Overall, although designed for resiliency, the real world uptime by the Pro Stack was not much better than from the Uni Stack. That’s partly because there are more moving parts with the Pro Stack, partly because of misconfiguration by clients (, partly also because we over-delivered with Uni Stack uptime).

Having two stacks introduces a lot of complexity. We need to communicate two different pricing pages and for the docs we need to sections for Pro and Uni as well. For each support request, we need to check whether this is about a Pro or Uni App.

This overview barely scratches the surface. There is a lot to it. We didn't took that lightly. It's not only a technical question, but also about our business.

Unified platform vision

Of course we want to have one stack going forward with the new platform (in the making). Optimally - of course - there would be a smooth transition between vertical and horizontal scaling. But given the above mentioned design differences between the stacks, I am not sure if blurring those borders would be a win.

We analyzed our Apps and found that only a small percentage truly needs horizontal scaling. Additionally, many workloads can be effectively handled with increased vertical scaling options on the new platform. This allows us to support 98% of our current applications with no or just minimal code changes.

Project Cephalopod

The need for ephemeral storage (12 factor architecture) with a horizontally scaled system is what makes the architecture so different. Ephemeral storage is required, since each Node (server) has it’s own local file system attached.

We have experimented with network attached file systems in our early days. Think each Node has access on the exact same files. Unfortunately the performance, due to latency, was not good enough.

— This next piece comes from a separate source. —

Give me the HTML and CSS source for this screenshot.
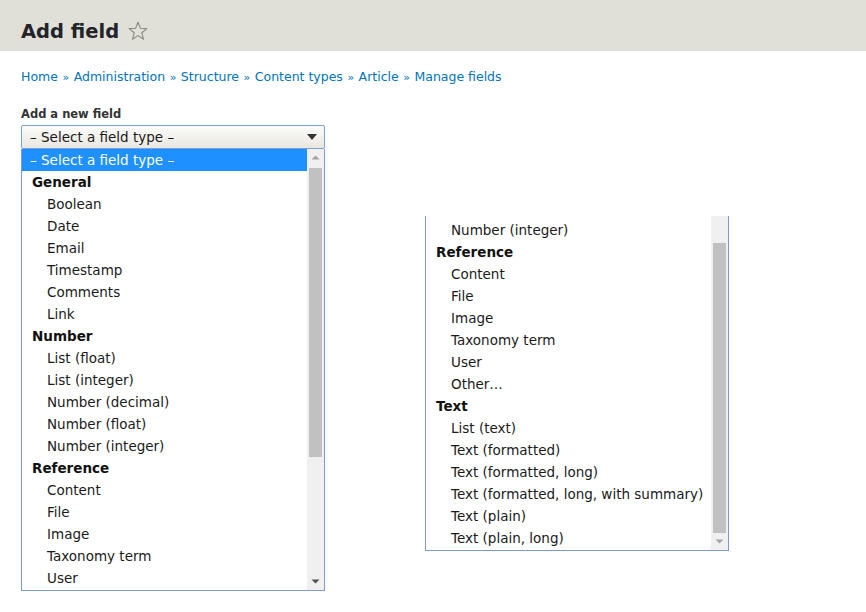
FILE: index.html
```html
<!DOCTYPE html>
<html>
<head>
<meta charset="utf-8">
<link rel="stylesheet" href="styles.css">
</head>
<body>
<header class="page-head">
  <h1 class="title">Add field</h1>
  <svg class="star" width="20" height="20" viewBox="0 0 20 20"><path d="M10 1.2 L12.4 7.3 L18.8 7.6 L13.8 11.7 L15.5 18.2 L10 14.6 L4.5 18.2 L6.2 11.7 L1.2 7.6 L7.6 7.3 Z" fill="none" stroke="#8a8a80" stroke-width="1.1" stroke-linejoin="round"/></svg>
</header>
<main class="content">
  <nav class="crumbs">
    <a href="#">Home</a><span class="sep">»</span><a href="#">Administration</a><span class="sep">»</span><a href="#">Structure</a><span class="sep">»</span><a href="#">Content types</a><span class="sep">»</span><a href="#">Article</a><span class="sep">»</span><a href="#">Manage fields</a>
  </nav>
  <div class="row">
    <div class="field">
      <div class="label">Add a new field</div>
      <div class="select">
        <span>– Select a field type –</span>
        <svg class="caret" width="10" height="7" viewBox="0 0 10 7"><path d="M0 0 H10 L5 6 Z" fill="#333"/></svg>
      </div>
      <div class="list list-open">
        <div class="items">
          <div class="opt sel">– Select a field type –</div>
          <div class="grp">General</div>
          <div class="opt">Boolean</div>
          <div class="opt">Date</div>
          <div class="opt">Email</div>
          <div class="opt">Timestamp</div>
          <div class="opt">Comments</div>
          <div class="opt">Link</div>
          <div class="grp">Number</div>
          <div class="opt">List (float)</div>
          <div class="opt">List (integer)</div>
          <div class="opt">Number (decimal)</div>
          <div class="opt">Number (float)</div>
          <div class="opt">Number (integer)</div>
          <div class="grp">Reference</div>
          <div class="opt">Content</div>
          <div class="opt">File</div>
          <div class="opt">Image</div>
          <div class="opt">Taxonomy term</div>
          <div class="opt">User</div>
        </div>
        <div class="sbar">
          <svg class="arr" width="17" height="17" viewBox="0 0 17 17"><path d="M4.5 10.5 H12.5 L8.5 6.5 Z" fill="#a3a3a3"/></svg>
          <div class="track"><div class="thumb thumb-left"></div></div>
          <svg class="arr" width="17" height="17" viewBox="0 0 17 17"><path d="M4.5 6.5 H12.5 L8.5 10.5 Z" fill="#505050"/></svg>
        </div>
      </div>
    </div>
    <div class="list list-tail">
      <div class="items items-tail">
        <div class="opt">Number (integer)</div>
        <div class="grp">Reference</div>
        <div class="opt">Content</div>
        <div class="opt">File</div>
        <div class="opt">Image</div>
        <div class="opt">Taxonomy term</div>
        <div class="opt">User</div>
        <div class="opt">Other…</div>
        <div class="grp">Text</div>
        <div class="opt">List (text)</div>
        <div class="opt">Text (formatted)</div>
        <div class="opt">Text (formatted, long)</div>
        <div class="opt">Text (formatted, long, with summary)</div>
        <div class="opt">Text (plain)</div>
        <div class="opt">Text (plain, long)</div>
      </div>
      <div class="sbar sbar-tail">
        <div class="track"><div class="thumb thumb-right"></div></div>
        <svg class="arr" width="17" height="17" viewBox="0 0 17 17"><path d="M4.5 6.5 H12.5 L8.5 10.5 Z" fill="#a3a3a3"/></svg>
      </div>
    </div>
  </div>
</main>
</body>
</html>
```

FILE: styles.css
```css
* { box-sizing: border-box; }
html, body { margin: 0; padding: 0; background: #fff; }
body { font-family: "DejaVu Sans", "Liberation Sans", sans-serif; color: #222330; font-size: 13px; }

.page-head {
  background: #e0e0d8;
  height: 51px;
  padding: 11px 21px 0;
  display: flex;
  align-items: center;
  gap: 9px;
}
.title {
  margin: 0;
  font-size: 19.5px;
  font-weight: bold;
  color: #232429;
}
.star { display: block; margin-top: -1px; }

.content { padding: 0 21px; }

.crumbs {
  margin-top: 17px;
  height: 17px;
  line-height: 17px;
  font-size: 12.5px;
}
.crumbs a { color: #0074bd; text-decoration: none; }
.crumbs .sep { color: #0074bd; margin: 0 4.5px; font-size: 11px; }

.row { display: flex; gap: 100px; margin-top: 22px; }

.field { width: 304px; }
.label {
  font-weight: bold;
  font-size: 11.5px;
  line-height: 14px;
  color: #333;
  margin-bottom: 4px;
}
.select {
  height: 24px;
  border: 1px solid #7a9fd9;
  border-radius: 2px;
  background: linear-gradient(#fcfcfa, #e8e7e0);
  display: flex;
  align-items: center;
  justify-content: space-between;
  padding: 0 7px 0 8px;
  font-size: 13.5px;
  color: #1a1a1a;
}
.caret { display: block; }

.list {
  border: 1px solid #7a9cd3;
  display: flex;
  background: #fff;
  overflow: hidden;
  font-size: 13.5px;
}
.list-open { height: 442px; border-top: none; }
.items { flex: 1; min-width: 0; }
.opt, .grp { height: 22px; line-height: 22px; white-space: nowrap; color: #1a1a1a; }
.opt { padding-left: 25px; }
.grp { padding-left: 10px; font-weight: bold; color: #111; }
.opt.sel { background: #1e90ff; color: #fff; padding-left: 8px; }

.sbar {
  width: 17px;
  background: #f0f0f0;
  display: flex;
  flex-direction: column;
  flex: none;
}
.arr { display: block; flex: none; }
.track { flex: 1; position: relative; }
.thumb { position: absolute; left: 2px; right: 2px; background: #c1c1c1; }
.thumb-left { top: 2px; height: 289px; }

.list-tail {
  width: 304px;
  height: 335px;
  margin-top: 109px;
  border-top: none;
}
.items-tail { padding-top: 3px; }
.thumb-right { top: 27px; height: 290px; }
```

We have a new project going to test that something similar with todays software and hardware. If successful, it would, beside other benefits, enable horizontal scaling without design changes nor other compromises. But the project is in an early stage and considered an experiment for now.

There is still a lot of time

Our aim is to launch the new platform later this year, 2024. We plan to start with a BETA period. During that time the two platforms will run side by side. Once the new platform will reach production grade, we will start the migration period.

We plan to actively support clients to move their apps over. Where possible, we will do the migration. We plan to contact clients individually with enough time upfront and actionable details.

Conclusion

Although this may sound odd for a modern php cloud hosting provider: We plan to offer only vertical scaling for the new platform to get started. But it will come with more powerful dedicated resources to cover most of todays workloads. If project Cephalopod turns out to be successful, we will be able to offer horizontal scaling again without todays technical limitations.